Below is a somewhat buffed up response to Margie’s questioning of why I used such a title?
In an effort to move over to your inquiry about “grace”, I’ll let the diatribe of my no longer agile mental process kick out of gear and coast us on toward who knows where. I figure freewheeling on the precipice of my thought process is always the best.
My motivation in linking the word “accidents” with that other one we call “grace” is meant to convey our chronic misunderstanding not of God but of ourselves. As I went about generating this imagery my attention was caught up in those masses who abandoned our Lord as He ceased to heed to their beck and call in the Gospels. I guess up toward 90 percent of those following him, abandoned him as he pulled back from being instep with their psychosocial projections!
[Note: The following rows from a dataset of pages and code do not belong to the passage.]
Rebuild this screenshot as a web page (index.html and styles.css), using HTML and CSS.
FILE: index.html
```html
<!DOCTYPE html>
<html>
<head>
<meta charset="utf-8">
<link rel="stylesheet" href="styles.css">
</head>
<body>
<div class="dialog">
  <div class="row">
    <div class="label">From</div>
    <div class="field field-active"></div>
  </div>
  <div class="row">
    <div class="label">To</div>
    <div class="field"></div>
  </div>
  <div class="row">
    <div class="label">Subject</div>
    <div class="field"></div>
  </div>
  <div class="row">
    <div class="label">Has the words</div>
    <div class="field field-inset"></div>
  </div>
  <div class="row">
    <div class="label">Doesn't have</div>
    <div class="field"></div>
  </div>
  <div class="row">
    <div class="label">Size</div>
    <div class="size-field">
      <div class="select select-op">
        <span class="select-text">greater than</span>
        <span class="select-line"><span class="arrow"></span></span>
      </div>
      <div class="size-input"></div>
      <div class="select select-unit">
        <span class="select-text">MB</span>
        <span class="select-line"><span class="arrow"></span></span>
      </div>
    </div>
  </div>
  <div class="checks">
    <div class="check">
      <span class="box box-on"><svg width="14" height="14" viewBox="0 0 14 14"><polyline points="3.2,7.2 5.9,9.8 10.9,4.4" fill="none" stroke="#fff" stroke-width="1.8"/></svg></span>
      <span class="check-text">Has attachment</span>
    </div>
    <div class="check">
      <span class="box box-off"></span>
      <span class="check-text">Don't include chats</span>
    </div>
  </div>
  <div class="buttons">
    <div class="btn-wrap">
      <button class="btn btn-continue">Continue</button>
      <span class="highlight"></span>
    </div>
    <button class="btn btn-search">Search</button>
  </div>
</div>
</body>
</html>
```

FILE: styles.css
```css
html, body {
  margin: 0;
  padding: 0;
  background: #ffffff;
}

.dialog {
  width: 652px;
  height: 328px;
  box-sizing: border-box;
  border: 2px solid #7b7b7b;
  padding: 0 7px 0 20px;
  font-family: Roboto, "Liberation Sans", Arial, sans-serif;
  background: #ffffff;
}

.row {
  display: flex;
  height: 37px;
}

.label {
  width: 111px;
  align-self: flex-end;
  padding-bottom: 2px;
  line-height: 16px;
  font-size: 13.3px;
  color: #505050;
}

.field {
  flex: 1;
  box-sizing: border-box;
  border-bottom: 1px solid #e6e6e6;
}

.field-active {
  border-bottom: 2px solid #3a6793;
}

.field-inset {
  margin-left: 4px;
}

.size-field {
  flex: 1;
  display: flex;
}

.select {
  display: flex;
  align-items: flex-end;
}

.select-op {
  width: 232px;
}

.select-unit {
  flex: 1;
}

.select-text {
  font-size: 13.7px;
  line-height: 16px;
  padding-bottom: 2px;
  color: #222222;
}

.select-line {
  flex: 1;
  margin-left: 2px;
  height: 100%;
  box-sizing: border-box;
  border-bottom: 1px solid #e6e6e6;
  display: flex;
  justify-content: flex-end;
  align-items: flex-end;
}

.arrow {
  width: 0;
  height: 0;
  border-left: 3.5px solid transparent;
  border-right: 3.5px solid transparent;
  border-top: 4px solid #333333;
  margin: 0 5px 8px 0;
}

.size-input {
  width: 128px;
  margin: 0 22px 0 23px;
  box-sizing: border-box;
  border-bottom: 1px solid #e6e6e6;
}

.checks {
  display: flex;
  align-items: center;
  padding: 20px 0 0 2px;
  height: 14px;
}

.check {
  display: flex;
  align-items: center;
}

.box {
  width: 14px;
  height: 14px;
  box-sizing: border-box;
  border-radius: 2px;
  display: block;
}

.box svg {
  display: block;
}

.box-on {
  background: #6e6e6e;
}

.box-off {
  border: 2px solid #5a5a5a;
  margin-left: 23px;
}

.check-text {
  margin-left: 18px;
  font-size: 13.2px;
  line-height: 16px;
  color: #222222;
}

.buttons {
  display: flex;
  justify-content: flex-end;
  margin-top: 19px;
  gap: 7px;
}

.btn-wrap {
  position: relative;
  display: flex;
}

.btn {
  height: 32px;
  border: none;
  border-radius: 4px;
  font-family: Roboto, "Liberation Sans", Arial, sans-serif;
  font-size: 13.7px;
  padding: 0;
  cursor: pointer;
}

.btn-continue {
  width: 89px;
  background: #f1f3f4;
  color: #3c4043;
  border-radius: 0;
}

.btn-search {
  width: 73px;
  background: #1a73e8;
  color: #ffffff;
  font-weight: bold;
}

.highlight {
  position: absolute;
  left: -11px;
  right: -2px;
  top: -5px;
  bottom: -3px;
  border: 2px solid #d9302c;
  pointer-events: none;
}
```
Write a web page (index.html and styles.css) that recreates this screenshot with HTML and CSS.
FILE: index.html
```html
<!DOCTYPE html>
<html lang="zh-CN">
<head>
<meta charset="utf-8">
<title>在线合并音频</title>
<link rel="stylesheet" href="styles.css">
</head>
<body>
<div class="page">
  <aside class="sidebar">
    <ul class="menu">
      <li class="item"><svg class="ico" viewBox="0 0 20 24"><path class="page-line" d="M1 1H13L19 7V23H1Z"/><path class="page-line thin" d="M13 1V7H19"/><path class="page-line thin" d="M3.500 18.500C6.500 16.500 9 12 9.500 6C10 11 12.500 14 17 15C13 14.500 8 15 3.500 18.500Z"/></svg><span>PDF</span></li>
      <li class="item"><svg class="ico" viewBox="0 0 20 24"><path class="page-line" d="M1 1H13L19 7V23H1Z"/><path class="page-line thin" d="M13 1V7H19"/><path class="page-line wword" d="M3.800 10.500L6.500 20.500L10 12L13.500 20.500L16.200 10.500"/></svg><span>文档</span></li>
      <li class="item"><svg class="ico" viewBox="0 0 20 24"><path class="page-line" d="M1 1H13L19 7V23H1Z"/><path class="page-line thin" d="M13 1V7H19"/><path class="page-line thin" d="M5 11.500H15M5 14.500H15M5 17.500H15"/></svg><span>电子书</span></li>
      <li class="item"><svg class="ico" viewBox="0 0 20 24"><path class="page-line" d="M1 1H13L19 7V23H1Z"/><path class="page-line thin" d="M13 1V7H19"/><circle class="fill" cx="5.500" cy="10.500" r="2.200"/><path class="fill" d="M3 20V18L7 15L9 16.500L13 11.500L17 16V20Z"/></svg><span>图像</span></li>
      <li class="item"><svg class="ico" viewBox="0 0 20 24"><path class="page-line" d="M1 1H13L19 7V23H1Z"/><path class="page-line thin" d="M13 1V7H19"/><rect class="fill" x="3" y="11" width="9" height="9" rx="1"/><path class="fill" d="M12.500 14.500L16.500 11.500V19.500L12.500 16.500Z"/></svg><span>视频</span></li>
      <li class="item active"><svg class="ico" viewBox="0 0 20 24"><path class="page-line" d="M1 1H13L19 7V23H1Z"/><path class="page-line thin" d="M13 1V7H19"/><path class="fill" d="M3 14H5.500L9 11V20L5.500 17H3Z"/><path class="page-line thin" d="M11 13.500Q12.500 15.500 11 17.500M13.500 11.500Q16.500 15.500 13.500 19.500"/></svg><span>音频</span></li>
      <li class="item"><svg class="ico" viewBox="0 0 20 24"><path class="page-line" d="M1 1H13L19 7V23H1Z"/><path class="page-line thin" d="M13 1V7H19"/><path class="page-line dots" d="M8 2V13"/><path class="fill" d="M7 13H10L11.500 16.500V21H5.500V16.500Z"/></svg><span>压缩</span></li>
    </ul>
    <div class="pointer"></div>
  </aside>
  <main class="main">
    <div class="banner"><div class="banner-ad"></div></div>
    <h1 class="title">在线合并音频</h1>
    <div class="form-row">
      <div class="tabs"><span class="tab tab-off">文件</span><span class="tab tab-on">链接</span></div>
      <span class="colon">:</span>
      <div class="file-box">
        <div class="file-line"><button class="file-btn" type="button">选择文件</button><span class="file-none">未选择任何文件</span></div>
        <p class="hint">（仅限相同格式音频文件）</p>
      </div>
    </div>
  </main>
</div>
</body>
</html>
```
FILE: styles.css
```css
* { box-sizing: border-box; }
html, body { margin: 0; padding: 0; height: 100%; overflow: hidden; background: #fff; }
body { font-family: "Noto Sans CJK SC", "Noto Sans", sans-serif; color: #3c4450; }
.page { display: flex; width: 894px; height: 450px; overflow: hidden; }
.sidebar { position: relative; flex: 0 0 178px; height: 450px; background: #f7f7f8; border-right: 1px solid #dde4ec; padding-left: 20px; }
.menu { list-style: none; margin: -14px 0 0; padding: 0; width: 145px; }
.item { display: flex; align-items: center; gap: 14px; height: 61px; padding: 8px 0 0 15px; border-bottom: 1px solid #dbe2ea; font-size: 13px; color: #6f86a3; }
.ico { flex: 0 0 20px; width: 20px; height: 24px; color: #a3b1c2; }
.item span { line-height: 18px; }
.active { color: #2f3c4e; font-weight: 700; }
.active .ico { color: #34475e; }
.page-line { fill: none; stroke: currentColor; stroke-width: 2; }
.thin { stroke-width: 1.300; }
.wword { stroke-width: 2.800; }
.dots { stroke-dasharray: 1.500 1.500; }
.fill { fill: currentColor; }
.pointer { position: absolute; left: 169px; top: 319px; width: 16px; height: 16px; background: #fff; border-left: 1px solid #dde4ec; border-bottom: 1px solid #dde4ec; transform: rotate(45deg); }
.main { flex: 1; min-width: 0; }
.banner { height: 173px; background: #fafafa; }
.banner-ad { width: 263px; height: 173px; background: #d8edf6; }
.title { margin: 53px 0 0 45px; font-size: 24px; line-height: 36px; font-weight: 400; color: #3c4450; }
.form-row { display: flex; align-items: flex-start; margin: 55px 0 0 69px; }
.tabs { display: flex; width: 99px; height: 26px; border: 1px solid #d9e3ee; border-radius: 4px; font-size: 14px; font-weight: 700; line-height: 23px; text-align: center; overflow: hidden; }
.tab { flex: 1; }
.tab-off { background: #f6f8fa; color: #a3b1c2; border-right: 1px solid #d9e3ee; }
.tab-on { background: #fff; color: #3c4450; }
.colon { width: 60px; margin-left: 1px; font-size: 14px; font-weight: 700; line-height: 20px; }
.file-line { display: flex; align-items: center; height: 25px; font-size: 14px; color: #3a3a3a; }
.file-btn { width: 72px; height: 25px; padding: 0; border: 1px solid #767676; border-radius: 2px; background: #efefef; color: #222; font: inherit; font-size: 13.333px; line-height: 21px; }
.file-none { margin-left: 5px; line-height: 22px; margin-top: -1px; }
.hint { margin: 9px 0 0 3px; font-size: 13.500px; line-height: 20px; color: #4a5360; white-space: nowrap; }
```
Via my feeble eyes, they pulled away because of what HE revealed to them of themselves.
So then, in my socially repugnant mind, I imagine God’s grace as abundant but misunderstood, misapplied and grossly misappropriated by 100% of humanity across the whole of our time here. To make this a little clearer, I do not think of each of us as being consistently erroneous in all areas of life. Like everyone else, I unevenly apply to myself the same pilfering of God’s grace as I’ve fitted to everyone else. Given that stance, I then do agree with much of Grace voiced by most every posturing called Christianity but definitely not fully.
And so, if by seeing one context of my life as an act of God’s grace, as advocated by my favored theological stance, I then expect an outcome properly fitted to how I think God’s love is to be working out in my life. What then do I struggle to not project onto those contexts’ as things don’t work out as expected? Both, that I must have done something wrong or that God’s timing is different than expected. So, either I missed the mark or that God held that grace back until I make a correction. Here is the crux of my point. I see it as more likely that by so thinking I am projecting the lie(s) I have learned to call my(-)self onto God.
By choosing to see it as more likely that what I have identified as “grace” is justification for sinful behaviors, I have begun trying to open the door, allowing God to show me where, what and how His grace really is. So doing means that I am learning to question my theological and psychosocial projections onto God. Not because I am convinced those are uniformly mistaken but rather, more likely, misappropriated by me.
Rather than holding to the Church, which is us, as if my favored group, the Eastern Orthodox, are without error I hold to them because of what I see in and through them as truer to who I am learning to see myself over the past decades. My struggle is to slam the breaks on my unconscious tendencies to judge others by my own sinful projections of what God has said rather than to bite my lips knowing, I’m the one speaking and not God.
My lack of confidence in any particular church being right is a rejection of what I see as a primary lie. I choose to not walk away because of their not seeing things my way. By so doing my feeble attempt is to keep away from dominating. Unfortunately, I am certain that even here I am infested with the termites called mistakes.